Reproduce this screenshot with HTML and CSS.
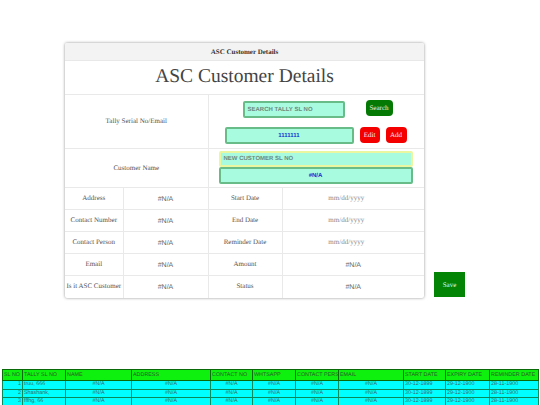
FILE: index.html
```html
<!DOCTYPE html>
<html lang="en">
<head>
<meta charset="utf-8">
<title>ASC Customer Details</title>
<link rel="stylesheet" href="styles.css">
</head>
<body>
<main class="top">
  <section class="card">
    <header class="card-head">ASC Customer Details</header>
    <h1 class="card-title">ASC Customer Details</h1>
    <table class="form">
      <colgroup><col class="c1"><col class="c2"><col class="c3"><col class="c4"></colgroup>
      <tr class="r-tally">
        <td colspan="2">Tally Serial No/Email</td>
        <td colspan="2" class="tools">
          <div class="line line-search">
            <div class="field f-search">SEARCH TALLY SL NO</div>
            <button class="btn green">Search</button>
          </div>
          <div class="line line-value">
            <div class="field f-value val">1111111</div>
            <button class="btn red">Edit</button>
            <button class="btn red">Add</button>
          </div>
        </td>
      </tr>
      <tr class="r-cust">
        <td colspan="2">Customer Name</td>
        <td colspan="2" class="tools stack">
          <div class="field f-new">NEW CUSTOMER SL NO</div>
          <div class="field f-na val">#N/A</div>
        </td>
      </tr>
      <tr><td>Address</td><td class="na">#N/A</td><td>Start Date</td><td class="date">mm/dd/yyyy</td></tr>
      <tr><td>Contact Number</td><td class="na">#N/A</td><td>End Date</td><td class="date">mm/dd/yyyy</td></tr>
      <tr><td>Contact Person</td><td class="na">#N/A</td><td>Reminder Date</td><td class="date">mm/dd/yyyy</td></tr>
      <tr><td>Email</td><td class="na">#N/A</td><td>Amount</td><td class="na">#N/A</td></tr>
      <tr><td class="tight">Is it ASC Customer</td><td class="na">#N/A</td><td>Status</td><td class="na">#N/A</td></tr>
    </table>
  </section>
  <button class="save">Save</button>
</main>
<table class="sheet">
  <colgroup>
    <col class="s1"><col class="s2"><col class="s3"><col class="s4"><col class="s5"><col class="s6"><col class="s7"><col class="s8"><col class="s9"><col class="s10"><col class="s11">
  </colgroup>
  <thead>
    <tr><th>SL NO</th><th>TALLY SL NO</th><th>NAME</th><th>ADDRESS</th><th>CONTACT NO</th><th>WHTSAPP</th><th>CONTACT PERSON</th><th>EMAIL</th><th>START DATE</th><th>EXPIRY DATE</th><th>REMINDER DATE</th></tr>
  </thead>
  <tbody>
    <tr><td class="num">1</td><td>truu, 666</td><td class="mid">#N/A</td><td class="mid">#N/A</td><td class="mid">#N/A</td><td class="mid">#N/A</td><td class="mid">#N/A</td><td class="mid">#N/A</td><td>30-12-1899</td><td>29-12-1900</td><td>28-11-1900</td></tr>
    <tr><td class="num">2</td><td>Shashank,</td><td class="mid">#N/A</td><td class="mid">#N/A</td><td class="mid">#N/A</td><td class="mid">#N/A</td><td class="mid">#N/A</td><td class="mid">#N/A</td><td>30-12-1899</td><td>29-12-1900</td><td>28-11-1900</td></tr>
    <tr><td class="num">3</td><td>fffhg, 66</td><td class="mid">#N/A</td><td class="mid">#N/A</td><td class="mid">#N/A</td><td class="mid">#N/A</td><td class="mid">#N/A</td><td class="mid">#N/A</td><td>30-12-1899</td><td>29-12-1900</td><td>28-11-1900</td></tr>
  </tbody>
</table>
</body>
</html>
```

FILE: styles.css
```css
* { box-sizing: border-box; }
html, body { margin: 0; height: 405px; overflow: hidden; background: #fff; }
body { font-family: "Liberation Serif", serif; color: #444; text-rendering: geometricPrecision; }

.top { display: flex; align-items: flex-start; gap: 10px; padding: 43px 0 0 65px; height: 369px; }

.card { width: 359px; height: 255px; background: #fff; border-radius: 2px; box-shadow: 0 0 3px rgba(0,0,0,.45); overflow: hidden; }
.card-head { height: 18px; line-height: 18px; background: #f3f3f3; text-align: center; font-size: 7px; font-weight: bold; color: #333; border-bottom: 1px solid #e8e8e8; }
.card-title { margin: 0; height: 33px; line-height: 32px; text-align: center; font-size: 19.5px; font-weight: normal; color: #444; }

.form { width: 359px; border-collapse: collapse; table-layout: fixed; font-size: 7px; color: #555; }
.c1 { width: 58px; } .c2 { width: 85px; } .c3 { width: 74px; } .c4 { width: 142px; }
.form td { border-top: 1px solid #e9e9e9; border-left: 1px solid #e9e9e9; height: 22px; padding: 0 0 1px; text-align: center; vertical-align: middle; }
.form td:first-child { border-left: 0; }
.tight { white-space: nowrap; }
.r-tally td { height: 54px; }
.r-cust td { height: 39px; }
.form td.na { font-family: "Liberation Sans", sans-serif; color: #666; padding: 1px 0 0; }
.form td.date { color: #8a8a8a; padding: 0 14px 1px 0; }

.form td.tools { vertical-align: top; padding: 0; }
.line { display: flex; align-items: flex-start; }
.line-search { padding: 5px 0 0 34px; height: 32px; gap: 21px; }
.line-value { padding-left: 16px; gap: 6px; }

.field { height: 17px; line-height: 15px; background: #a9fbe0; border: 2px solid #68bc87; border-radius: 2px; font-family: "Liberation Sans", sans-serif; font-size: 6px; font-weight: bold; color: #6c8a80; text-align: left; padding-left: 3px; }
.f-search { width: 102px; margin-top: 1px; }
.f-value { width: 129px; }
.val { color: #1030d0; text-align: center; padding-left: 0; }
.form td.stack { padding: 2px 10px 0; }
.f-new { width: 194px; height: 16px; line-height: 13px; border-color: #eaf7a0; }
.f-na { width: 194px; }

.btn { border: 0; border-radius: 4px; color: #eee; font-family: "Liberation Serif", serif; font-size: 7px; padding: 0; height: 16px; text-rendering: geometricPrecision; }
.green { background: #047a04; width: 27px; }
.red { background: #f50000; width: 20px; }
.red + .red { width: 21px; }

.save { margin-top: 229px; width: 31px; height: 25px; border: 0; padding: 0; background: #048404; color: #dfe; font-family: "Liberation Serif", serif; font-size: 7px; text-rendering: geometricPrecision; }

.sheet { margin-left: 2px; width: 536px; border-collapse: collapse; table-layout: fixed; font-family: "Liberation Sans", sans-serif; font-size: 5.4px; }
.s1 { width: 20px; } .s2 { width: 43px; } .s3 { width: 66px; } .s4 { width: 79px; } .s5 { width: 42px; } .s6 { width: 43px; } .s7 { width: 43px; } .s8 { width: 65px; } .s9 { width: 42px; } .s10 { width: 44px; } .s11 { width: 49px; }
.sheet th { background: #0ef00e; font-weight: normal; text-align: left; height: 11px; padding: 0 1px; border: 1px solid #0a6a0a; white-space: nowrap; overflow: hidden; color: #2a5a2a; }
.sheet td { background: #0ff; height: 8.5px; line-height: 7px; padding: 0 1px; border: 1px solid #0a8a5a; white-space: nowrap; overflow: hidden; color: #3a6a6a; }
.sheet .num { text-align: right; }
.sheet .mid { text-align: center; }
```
+++++
**DIRECTIONS FOR THIS TASK**
Copy out the listing exactly as it stands, but not the pictures.

**RESULT OF THIS EXERCISE**
Reproduce this screenshot with HTML and CSS.
FILE: index.html
```html
<!DOCTYPE html>
<html lang="en">
<head>
<meta charset="utf-8">
<title>ASC Customer Details</title>
<link rel="stylesheet" href="styles.css">
</head>
<body>
<main class="top">
  <section class="card">
    <header class="card-head">ASC Customer Details</header>
    <h1 class="card-title">ASC Customer Details</h1>
    <table class="form">
      <colgroup><col class="c1"><col class="c2"><col class="c3"><col class="c4"></colgroup>
      <tr class="r-tally">
        <td colspan="2">Tally Serial No/Email</td>
        <td colspan="2" class="tools">
          <div class="line line-search">
            <div class="field f-search">SEARCH TALLY SL NO</div>
            <button class="btn green">Search</button>
          </div>
          <div class="line line-value">
            <div class="field f-value val">1111111</div>
            <button class="btn red">Edit</button>
            <button class="btn red">Add</button>
          </div>
        </td>
      </tr>
      <tr class="r-cust">
        <td colspan="2">Customer Name</td>
        <td colspan="2" class="tools stack">
          <div class="field f-new">NEW CUSTOMER SL NO</div>
          <div class="field f-na val">#N/A</div>
        </td>
      </tr>
      <tr><td>Address</td><td class="na">#N/A</td><td>Start Date</td><td class="date">mm/dd/yyyy</td></tr>
      <tr><td>Contact Number</td><td class="na">#N/A</td><td>End Date</td><td class="date">mm/dd/yyyy</td></tr>
      <tr><td>Contact Person</td><td class="na">#N/A</td><td>Reminder Date</td><td class="date">mm/dd/yyyy</td></tr>
      <tr><td>Email</td><td class="na">#N/A</td><td>Amount</td><td class="na">#N/A</td></tr>
      <tr><td class="tight">Is it ASC Customer</td><td class="na">#N/A</td><td>Status</td><td class="na">#N/A</td></tr>
    </table>
  </section>
  <button class="save">Save</button>
</main>
<table class="sheet">
  <colgroup>
    <col class="s1"><col class="s2"><col class="s3"><col class="s4"><col class="s5"><col class="s6"><col class="s7"><col class="s8"><col class="s9"><col class="s10"><col class="s11">
  </colgroup>
  <thead>
    <tr><th>SL NO</th><th>TALLY SL NO</th><th>NAME</th><th>ADDRESS</th><th>CONTACT NO</th><th>WHTSAPP</th><th>CONTACT PERSON</th><th>EMAIL</th><th>START DATE</th><th>EXPIRY DATE</th><th>REMINDER DATE</th></tr>
  </thead>
  <tbody>
    <tr><td class="num">1</td><td>truu, 666</td><td class="mid">#N/A</td><td class="mid">#N/A</td><td class="mid">#N/A</td><td class="mid">#N/A</td><td class="mid">#N/A</td><td class="mid">#N/A</td><td>30-12-1899</td><td>29-12-1900</td><td>28-11-1900</td></tr>
    <tr><td class="num">2</td><td>Shashank,</td><td class="mid">#N/A</td><td class="mid">#N/A</td><td class="mid">#N/A</td><td class="mid">#N/A</td><td class="mid">#N/A</td><td class="mid">#N/A</td><td>30-12-1899</td><td>29-12-1900</td><td>28-11-1900</td></tr>
    <tr><td class="num">3</td><td>fffhg, 66</td><td class="mid">#N/A</td><td class="mid">#N/A</td><td class="mid">#N/A</td><td class="mid">#N/A</td><td class="mid">#N/A</td><td class="mid">#N/A</td><td>30-12-1899</td><td>29-12-1900</td><td>28-11-1900</td></tr>
  </tbody>
</table>
</body>
</html>
```

FILE: styles.css
```css
* { box-sizing: border-box; }
html, body { margin: 0; height: 405px; overflow: hidden; background: #fff; }
body { font-family: "Liberation Serif", serif; color: #444; text-rendering: geometricPrecision; }

.top { display: flex; align-items: flex-start; gap: 10px; padding: 43px 0 0 65px; height: 369px; }

.card { width: 359px; height: 255px; background: #fff; border-radius: 2px; box-shadow: 0 0 3px rgba(0,0,0,.45); overflow: hidden; }
.card-head { height: 18px; line-height: 18px; background: #f3f3f3; text-align: center; font-size: 7px; font-weight: bold; color: #333; border-bottom: 1px solid #e8e8e8; }
.card-title { margin: 0; height: 33px; line-height: 32px; text-align: center; font-size: 19.5px; font-weight: normal; color: #444; }

.form { width: 359px; border-collapse: collapse; table-layout: fixed; font-size: 7px; color: #555; }
.c1 { width: 58px; } .c2 { width: 85px; } .c3 { width: 74px; } .c4 { width: 142px; }
.form td { border-top: 1px solid #e9e9e9; border-left: 1px solid #e9e9e9; height: 22px; padding: 0 0 1px; text-align: center; vertical-align: middle; }
.form td:first-child { border-left: 0; }
.tight { white-space: nowrap; }
.r-tally td { height: 54px; }
.r-cust td { height: 39px; }
.form td.na { font-family: "Liberation Sans", sans-serif; color: #666; padding: 1px 0 0; }
.form td.date { color: #8a8a8a; padding: 0 14px 1px 0; }

.form td.tools { vertical-align: top; padding: 0; }
.line { display: flex; align-items: flex-start; }
.line-search { padding: 5px 0 0 34px; height: 32px; gap: 21px; }
.line-value { padding-left: 16px; gap: 6px; }

.field { height: 17px; line-height: 15px; background: #a9fbe0; border: 2px solid #68bc87; border-radius: 2px; font-family: "Liberation Sans", sans-serif; font-size: 6px; font-weight: bold; color: #6c8a80; text-align: left; padding-left: 3px; }
.f-search { width: 102px; margin-top: 1px; }
.f-value { width: 129px; }
.val { color: #1030d0; text-align: center; padding-left: 0; }
.form td.stack { padding: 2px 10px 0; }
.f-new { width: 194px; height: 16px; line-height: 13px; border-color: #eaf7a0; }
.f-na { width: 194px; }

.btn { border: 0; border-radius: 4px; color: #eee; font-family: "Liberation Serif", serif; font-size: 7px; padding: 0; height: 16px; text-rendering: geometricPrecision; }
.green { background: #047a04; width: 27px; }
.red { background: #f50000; width: 20px; }
.red + .red { width: 21px; }

.save { margin-top: 229px; width: 31px; height: 25px; border: 0; padding: 0; background: #048404; color: #dfe; font-family: "Liberation Serif", serif; font-size: 7px; text-rendering: geometricPrecision; }

.sheet { margin-left: 2px; width: 536px; border-collapse: collapse; table-layout: fixed; font-family: "Liberation Sans", sans-serif; font-size: 5.4px; }
.s1 { width: 20px; } .s2 { width: 43px; } .s3 { width: 66px; } .s4 { width: 79px; } .s5 { width: 42px; } .s6 { width: 43px; } .s7 { width: 43px; } .s8 { width: 65px; } .s9 { width: 42px; } .s10 { width: 44px; } .s11 { width: 49px; }
.sheet th { background: #0ef00e; font-weight: normal; text-align: left; height: 11px; padding: 0 1px; border: 1px solid #0a6a0a; white-space: nowrap; overflow: hidden; color: #2a5a2a; }
.sheet td { background: #0ff; height: 8.5px; line-height: 7px; padding: 0 1px; border: 1px solid #0a8a5a; white-space: nowrap; overflow: hidden; color: #3a6a6a; }
.sheet .num { text-align: right; }
.sheet .mid { text-align: center; }
```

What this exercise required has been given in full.